-- Task statement --
Reproduce the listing below in full and without alteration, apart from its pictures.

-- Data excerpt --
- - - -

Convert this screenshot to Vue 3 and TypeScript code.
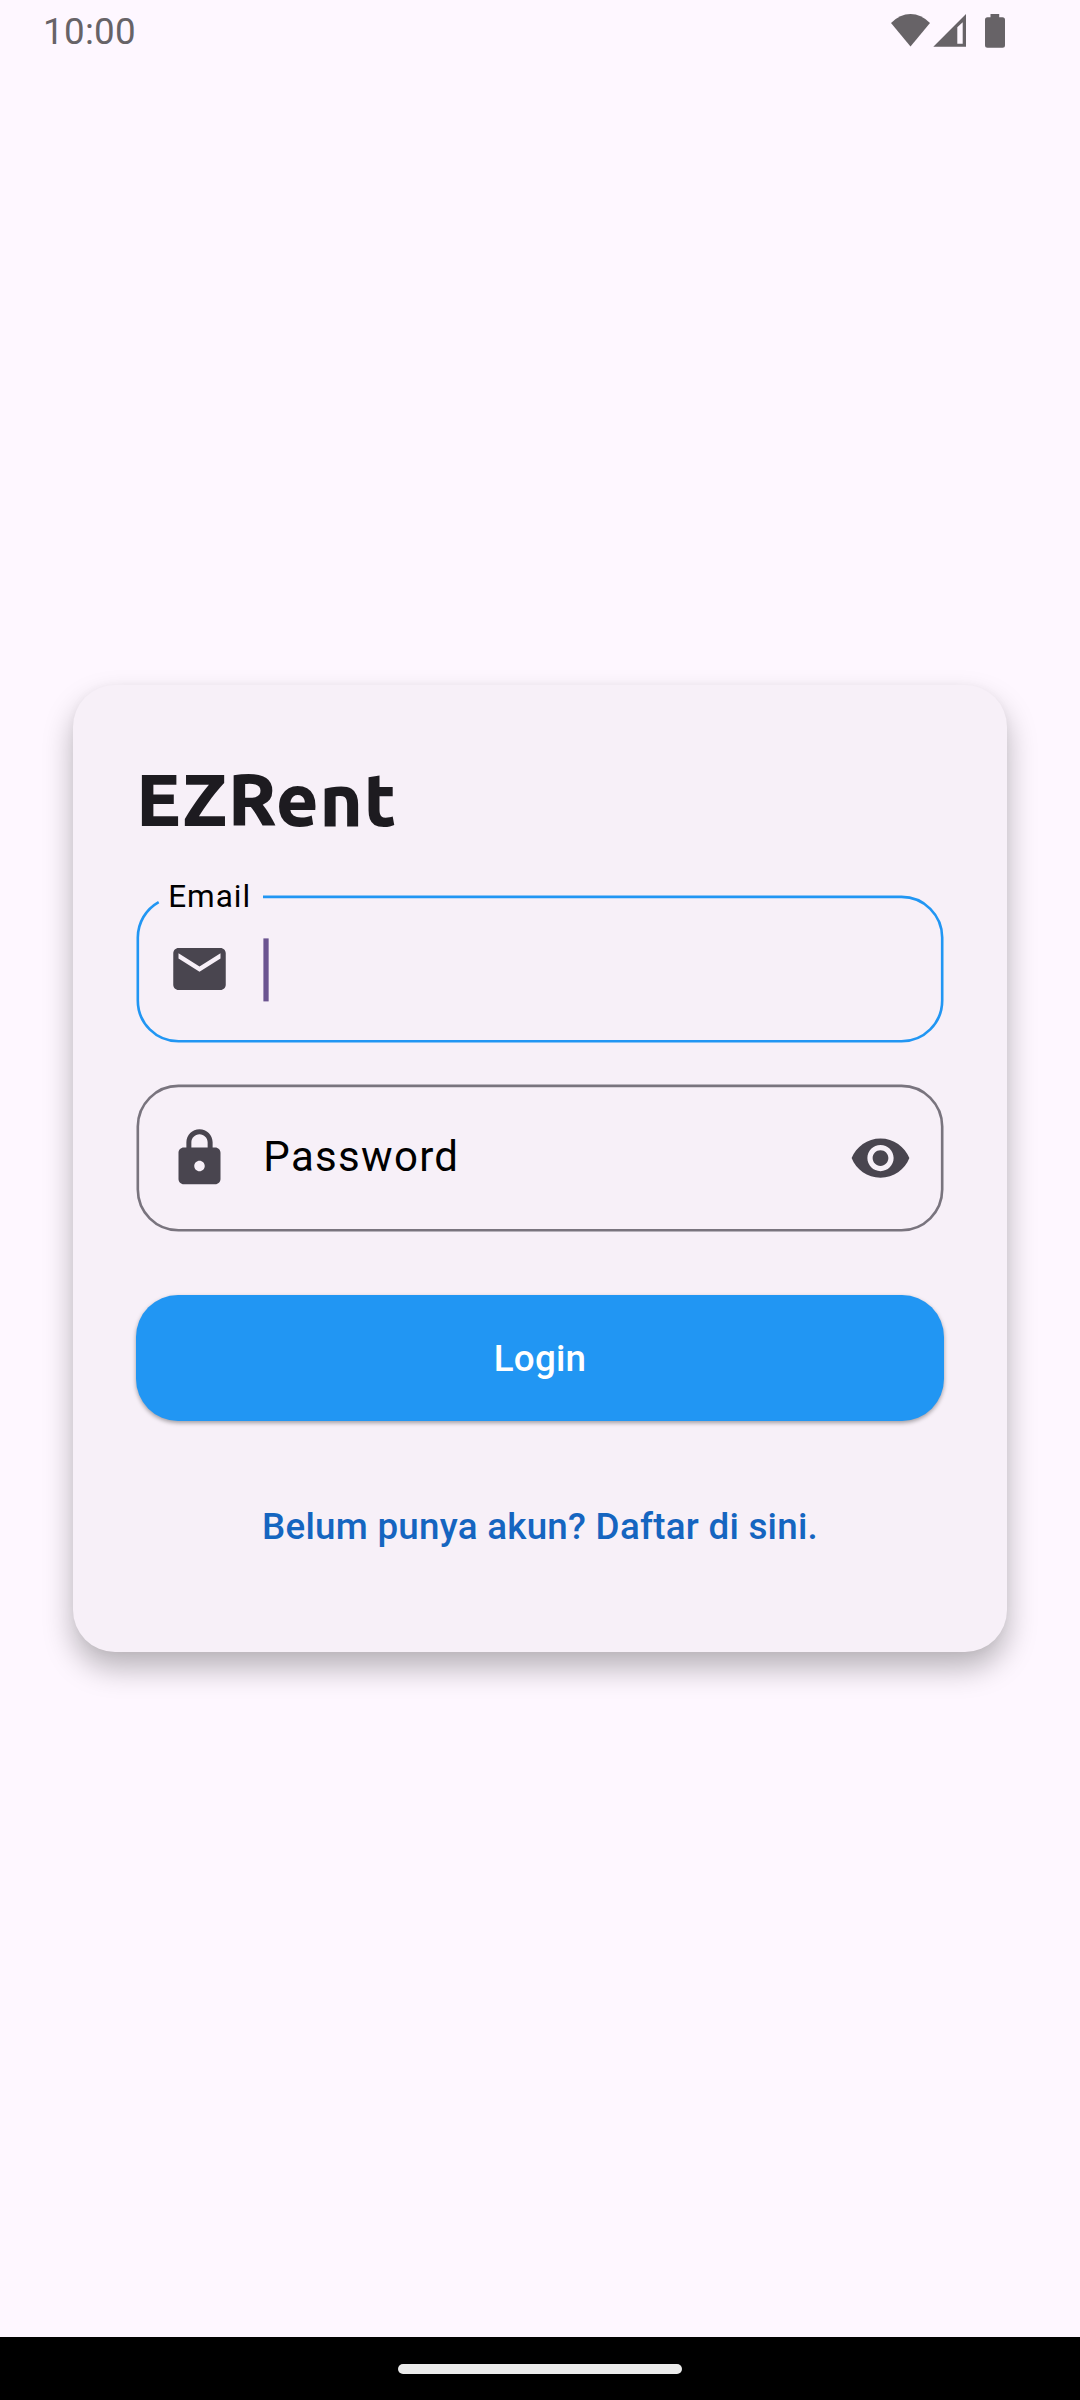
<script setup lang="ts">
import { ref } from 'vue'

const time = ref('10:00')
const title = ref('EZRent')
</script>

<template>
  <div class="screen">
    <header class="status">
      <span class="clock">{{ time }}</span>
      <svg class="status-icons" width="116" height="36" viewBox="890 13 116 36">
        <path d="M891 23Q900 14 910.500 14T930 23L910.500 46.500Z" />
        <path fill-rule="evenodd" d="M966 14V46.700H933.300ZM957.300 27.300V43.700H962.700V22.300Z" />
        <path d="M990.500 14h8.700v3.200h3.300q2.500 0 2.500 2.500v25.600q0 2.500-2.500 2.500h-15q-2.500 0-2.500-2.500v-25.600q0-2.500 2.500-2.500h3z" />
      </svg>
    </header>

    <main class="body">
      <section class="card">
        <h1 class="title">{{ title }}</h1>

        <div class="field">
          <svg class="outline" width="808" height="148" viewBox="-0.5 -0.6 808 148" fill="none" stroke="#2196f3" stroke-width="2.625">
            <path d="M126.500 1.310H765A40.690 40.690 0 0 1 805.690 42V105A40.690 40.690 0 0 1 765 145.690H42A40.690 40.690 0 0 1 1.310 105V42A40.690 40.690 0 0 1 22.200 6.440" />
          </svg>
          <span class="floating">Email</span>
          <svg class="icon" viewBox="0 -0.23 24 24"><path d="M20 4H4c-1.100 0-1.990.9-1.990 2L2 18c0 1.100.9 2 2 2h16c1.100 0 2-.9 2-2V6c0-1.100-.9-2-2-2zm0 4l-8 5-8-5V6l8 5 8-5v2z" /></svg>
          <svg class="caret" width="7" height="67" viewBox="0 0 7 67"><rect x="0.400" y="3.400" width="5.250" height="63" /></svg>
        </div>

        <div class="field second">
          <svg class="outline" width="808" height="148" viewBox="-0.5 -0.6 808 148" fill="none" stroke="#79747e" stroke-width="2.625">
            <rect x="1.310" y="1.310" width="804.380" height="144.380" rx="40.690" />
          </svg>
          <svg class="icon" viewBox="0 -0.23 24 24"><path d="M18 8h-1V6c0-2.760-2.240-5-5-5S7 3.240 7 6v2H6c-1.100 0-2 .9-2 2v10c0 1.100.9 2 2 2h12c1.100 0 2-.9 2-2V10c0-1.100-.9-2-2-2zm-6 9c-1.100 0-2-.9-2-2s.9-2 2-2 2 .9 2 2-.9 2-2 2zm3.100-9H8.900V6c0-1.710 1.390-3.100 3.100-3.100 1.710 0 3.100 1.390 3.100 3.100v2z" /></svg>
          <span class="placeholder">Password</span>
          <svg class="icon" viewBox="0 -0.23 24 24"><path d="M12 4.500C7 4.500 2.730 7.610 1 12c1.730 4.390 6 7.500 11 7.500s9.270-3.110 11-7.500c-1.730-4.390-6-7.500-11-7.500zM12 17c-2.760 0-5-2.240-5-5s2.240-5 5-5 5 2.240 5 5-2.240 5-5 5zm0-8c-1.660 0-3 1.340-3 3s1.340 3 3 3 3-1.340 3-3-1.340-3-3-3z" /></svg>
        </div>

        <button class="login" type="button">Login</button>
        <a class="register">Belum punya akun? Daftar di sini.</a>
      </section>
    </main>

    <footer class="navbar"><span class="handle"></span></footer>
  </div>
</template>

<style>
body {
  margin: 0;
  background: #fef7ff;
}
</style>

<style scoped>
.screen {
  width: 1080px;
  height: 2400px;
  display: flex;
  flex-direction: column;
  background: #fef7ff;
  font-family: Roboto, "Liberation Sans", sans-serif;
  overflow: hidden;
}
.status {
  height: 63px;
  box-sizing: border-box;
  padding: 0 74px 1px 43px;
  display: flex;
  align-items: center;
  justify-content: space-between;
}
.clock {
  font-size: 36.75px;
  line-height: 64px;
  height: 63px;
  letter-spacing: 0.300px;
  color: #676367;
}
.status-icons {
  fill: #676367;
}
.body {
  flex: 1;
  padding: 622px 73px 0;
}
.card {
  height: 967px;
  box-sizing: border-box;
  padding: 72px 63px 0;
  border-radius: 42px;
  background: #f7f0f8;
  box-shadow: 0 16px 30px rgba(0, 0, 0, 0.28), 0 0 10px rgba(0, 0, 0, 0.03);
  display: flex;
  flex-direction: column;
}
.title {
  margin: 0;
  height: 138px;
  font-family: Ubuntu, "Noto Sans", sans-serif;
  font-size: 73.700px;
  font-weight: 800;
  line-height: 84px;
  letter-spacing: 0.700px;
  color: #1d1b20;
}
.field {
  position: relative;
  height: 147px;
  flex: none;
  box-sizing: border-box;
  padding: 0 32px;
  display: flex;
  align-items: center;
}
.second {
  margin-top: 42px;
}
.outline {
  position: absolute;
  left: 0;
  top: 0;
}
.icon {
  width: 63px;
  height: 63px;
  flex: none;
  fill: #49454f;
}
.floating {
  position: absolute;
  left: 32.200px;
  top: -17px;
  font-size: 31.500px;
  line-height: 37px;
  letter-spacing: 0.980px;
  color: #000;
}
.caret {
  margin-left: 32px;
  fill: #6b5490;
}
.placeholder {
  flex: 1;
  margin-left: 32.300px;
  padding-bottom: 2px;
  font-size: 42px;
  line-height: 63px;
  letter-spacing: 1.312px;
  color: #000;
}
.login {
  margin: 64px 0 0;
  padding: 0;
  height: 126px;
  flex: none;
  border: 0;
  border-radius: 42px;
  background: #2196f3;
  box-shadow: 0 2px 4px rgba(0, 0, 0, 0.35);
  color: #fff;
  font: 500 36.750px/128px Roboto, "Liberation Sans", sans-serif;
  letter-spacing: 0.262px;
}
.register {
  margin-top: 42px;
  height: 126px;
  text-align: center;
  color: #1565c0;
  font-size: 36.750px;
  font-weight: 500;
  line-height: 128px;
  letter-spacing: 0.262px;
}
.navbar {
  height: 63px;
  background: #000;
  display: flex;
  align-items: center;
  justify-content: center;
}
.handle {
  width: 284px;
  height: 10px;
  border-radius: 5px;
  background: #ebebeb;
}
</style>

- - - -

-- Answer below --
Convert this screenshot to Vue 3 and TypeScript code.
<script setup lang="ts">
import { ref } from 'vue'

const time = ref('10:00')
const title = ref('EZRent')
</script>

<template>
  <div class="screen">
    <header class="status">
      <span class="clock">{{ time }}</span>
      <svg class="status-icons" width="116" height="36" viewBox="890 13 116 36">
        <path d="M891 23Q900 14 910.500 14T930 23L910.500 46.500Z" />
        <path fill-rule="evenodd" d="M966 14V46.700H933.300ZM957.300 27.300V43.700H962.700V22.300Z" />
        <path d="M990.500 14h8.700v3.200h3.300q2.500 0 2.500 2.500v25.600q0 2.500-2.500 2.500h-15q-2.500 0-2.500-2.500v-25.600q0-2.500 2.500-2.500h3z" />
      </svg>
    </header>

    <main class="body">
      <section class="card">
        <h1 class="title">{{ title }}</h1>

        <div class="field">
          <svg class="outline" width="808" height="148" viewBox="-0.5 -0.6 808 148" fill="none" stroke="#2196f3" stroke-width="2.625">
            <path d="M126.500 1.310H765A40.690 40.690 0 0 1 805.690 42V105A40.690 40.690 0 0 1 765 145.690H42A40.690 40.690 0 0 1 1.310 105V42A40.690 40.690 0 0 1 22.200 6.440" />
          </svg>
          <span class="floating">Email</span>
          <svg class="icon" viewBox="0 -0.23 24 24"><path d="M20 4H4c-1.100 0-1.990.9-1.990 2L2 18c0 1.100.9 2 2 2h16c1.100 0 2-.9 2-2V6c0-1.100-.9-2-2-2zm0 4l-8 5-8-5V6l8 5 8-5v2z" /></svg>
          <svg class="caret" width="7" height="67" viewBox="0 0 7 67"><rect x="0.400" y="3.400" width="5.250" height="63" /></svg>
        </div>

        <div class="field second">
          <svg class="outline" width="808" height="148" viewBox="-0.5 -0.6 808 148" fill="none" stroke="#79747e" stroke-width="2.625">
            <rect x="1.310" y="1.310" width="804.380" height="144.380" rx="40.690" />
          </svg>
          <svg class="icon" viewBox="0 -0.23 24 24"><path d="M18 8h-1V6c0-2.760-2.240-5-5-5S7 3.240 7 6v2H6c-1.100 0-2 .9-2 2v10c0 1.100.9 2 2 2h12c1.100 0 2-.9 2-2V10c0-1.100-.9-2-2-2zm-6 9c-1.100 0-2-.9-2-2s.9-2 2-2 2 .9 2 2-.9 2-2 2zm3.100-9H8.900V6c0-1.710 1.390-3.100 3.100-3.100 1.710 0 3.100 1.390 3.100 3.100v2z" /></svg>
          <span class="placeholder">Password</span>
          <svg class="icon" viewBox="0 -0.23 24 24"><path d="M12 4.500C7 4.500 2.730 7.610 1 12c1.730 4.390 6 7.500 11 7.500s9.270-3.110 11-7.500c-1.730-4.390-6-7.500-11-7.500zM12 17c-2.760 0-5-2.240-5-5s2.240-5 5-5 5 2.240 5 5-2.240 5-5 5zm0-8c-1.660 0-3 1.340-3 3s1.340 3 3 3 3-1.340 3-3-1.340-3-3-3z" /></svg>
        </div>

        <button class="login" type="button">Login</button>
        <a class="register">Belum punya akun? Daftar di sini.</a>
      </section>
    </main>

    <footer class="navbar"><span class="handle"></span></footer>
  </div>
</template>

<style>
body {
  margin: 0;
  background: #fef7ff;
}
</style>

<style scoped>
.screen {
  width: 1080px;
  height: 2400px;
  display: flex;
  flex-direction: column;
  background: #fef7ff;
  font-family: Roboto, "Liberation Sans", sans-serif;
  overflow: hidden;
}
.status {
  height: 63px;
  box-sizing: border-box;
  padding: 0 74px 1px 43px;
  display: flex;
  align-items: center;
  justify-content: space-between;
}
.clock {
  font-size: 36.75px;
  line-height: 64px;
  height: 63px;
  letter-spacing: 0.300px;
  color: #676367;
}
.status-icons {
  fill: #676367;
}
.body {
  flex: 1;
  padding: 622px 73px 0;
}
.card {
  height: 967px;
  box-sizing: border-box;
  padding: 72px 63px 0;
  border-radius: 42px;
  background: #f7f0f8;
  box-shadow: 0 16px 30px rgba(0, 0, 0, 0.28), 0 0 10px rgba(0, 0, 0, 0.03);
  display: flex;
  flex-direction: column;
}
.title {
  margin: 0;
  height: 138px;
  font-family: Ubuntu, "Noto Sans", sans-serif;
  font-size: 73.700px;
  font-weight: 800;
  line-height: 84px;
  letter-spacing: 0.700px;
  color: #1d1b20;
}
.field {
  position: relative;
  height: 147px;
  flex: none;
  box-sizing: border-box;
  padding: 0 32px;
  display: flex;
  align-items: center;
}
.second {
  margin-top: 42px;
}
.outline {
  position: absolute;
  left: 0;
  top: 0;
}
.icon {
  width: 63px;
  height: 63px;
  flex: none;
  fill: #49454f;
}
.floating {
  position: absolute;
  left: 32.200px;
  top: -17px;
  font-size: 31.500px;
  line-height: 37px;
  letter-spacing: 0.980px;
  color: #000;
}
.caret {
  margin-left: 32px;
  fill: #6b5490;
}
.placeholder {
  flex: 1;
  margin-left: 32.300px;
  padding-bottom: 2px;
  font-size: 42px;
  line-height: 63px;
  letter-spacing: 1.312px;
  color: #000;
}
.login {
  margin: 64px 0 0;
  padding: 0;
  height: 126px;
  flex: none;
  border: 0;
  border-radius: 42px;
  background: #2196f3;
  box-shadow: 0 2px 4px rgba(0, 0, 0, 0.35);
  color: #fff;
  font: 500 36.750px/128px Roboto, "Liberation Sans", sans-serif;
  letter-spacing: 0.262px;
}
.register {
  margin-top: 42px;
  height: 126px;
  text-align: center;
  color: #1565c0;
  font-size: 36.750px;
  font-weight: 500;
  line-height: 128px;
  letter-spacing: 0.262px;
}
.navbar {
  height: 63px;
  background: #000;
  display: flex;
  align-items: center;
  justify-content: center;
}
.handle {
  width: 284px;
  height: 10px;
  border-radius: 5px;
  background: #ebebeb;
}
</style>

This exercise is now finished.